Jesus e sua mãe foram a um casamento em Caná da Galileia. “E, faltando o vinho, a mãe de Jesus lhe disse: Não têm vinho” (João 2:3). “Disse-lhes Jesus: Enchei de água essas talhas. E encheram-nas até em cima. E disse-lhes: Tirai agora e levai ao mestre-sala. E levaram” (vv. 7–8).

Eu ouvi um dono de um bar dizer que doses seguintes de cachaça, que ele serve a seus fregueses, “têm mais água que cachaça; porque os caras já não conseguem saber que não é cachaça pura”. No caso do milagre feito por Jesus, “logo que o mestre-sala provou a água feita vinho (não sabendo de onde viera, se bem que o sabiam os empregados que tinham tirado a água), chamou o mestre-sala ao esposo. E disse-lhe: Todo homem põe primeiro o vinho bom e, quando já têm bebido bem, então, o inferior; mas tu guardaste até agora o bom vinho” (vv. 9–10). Segundo o mestre-sala, todo mundo serve vinho bom no início da festa e vinho ruim no final, “quando já têm bebido bastante”; mas o dono da festa, segundo o mestre-sala, guardou o melhor vinho para o final da festa. Na verdade, o moço não fez exatamente isso. O melhor vinho foi oferecido por Jesus.
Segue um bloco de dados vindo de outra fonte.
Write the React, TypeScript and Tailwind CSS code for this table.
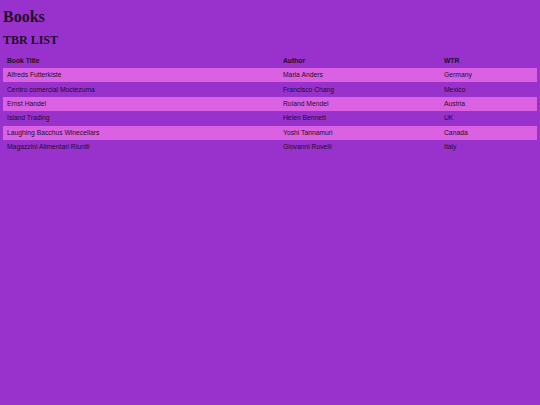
import React from "react";

const rows = [
  ["Alfreds Futterkiste", "Maria Anders", "Germany"],
  ["Centro comercial Moctezuma", "Francisco Chang", "Mexico"],
  ["Ernst Handel", "Roland Mendel", "Austria"],
  ["Island Trading", "Helen Bennett", "UK"],
  ["Laughing Bacchus Winecellars", "Yoshi Tannamuri", "Canada"],
  ["Magazzini Alimentari Riuniti", "Giovanni Rovelli", "Italy"],
];

export default function App() {
  return (
    <div className="w-[540px] h-[405px] bg-[#9932cc] px-[3px] pt-[8px] text-[#1f0c2c] overflow-hidden">
      <h1 className="text-[16px] leading-[18px] font-bold" style={{ fontFamily: '"Liberation Serif", serif' }}>
        Books
      </h1>
      <h2 className="mt-[7px] text-[12px] leading-[14px] font-bold" style={{ fontFamily: '"Liberation Serif", serif' }}>
        TBR LIST
      </h2>
      <table
        className="mt-[7px] w-[534px] border-collapse text-[6.75px]"
        style={{ fontFamily: '"Liberation Sans", Arial, sans-serif' }}
      >
        <thead>
          <tr className="h-[14px]">
            <th className="w-[276px] text-left font-bold pl-[4px]">Book Title</th>
            <th className="w-[161px] text-left font-bold pl-[4px]">Author</th>
            <th className="text-left font-bold pl-[4px]">WTR</th>
          </tr>
        </thead>
        <tbody>
          {rows.map((r, i) => (
            <tr key={i} className={i % 2 === 0 ? "h-[14.4px] bg-[#da62e2]" : "h-[14.4px]"}>
              <td className="pl-[4px]">{r[0]}</td>
              <td className="pl-[4px]">{r[1]}</td>
              <td className="pl-[4px]">{r[2]}</td>
            </tr>
          ))}
        </tbody>
      </table>
    </div>
  );
}
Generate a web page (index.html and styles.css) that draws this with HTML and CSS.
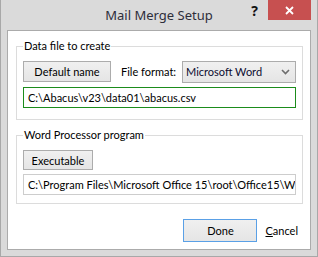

Certa vez, um jovem senhor me disse: “O meu Jesus não transformaria água em alguma coisa que embebedasse.” E um pregador disse: “Se houvesse vinho naquela festa, Jesus não teria ido lá.” Mas qual seria o sentido de o mestre-sala dizer que todo mundo oferece vinho inferior, quando todos já beberam bastante, se não que a embriaguez esteja implicada? Que sentido faria se o texto estivesse falando de vinho bem diluído ou de suco de uva, tanto no caso do vinho servido no início da festa, quanto do vinho que Jesus providenciou?

[1] The Interpreter’s Bible. Leviticus. Numbers. Deuteronomy. Joshua. Judges. Ruth. Samuel. v. 2. Nashville: Abingdon-Cokesbury, 1951. pp. 425–426. Tradução nossa.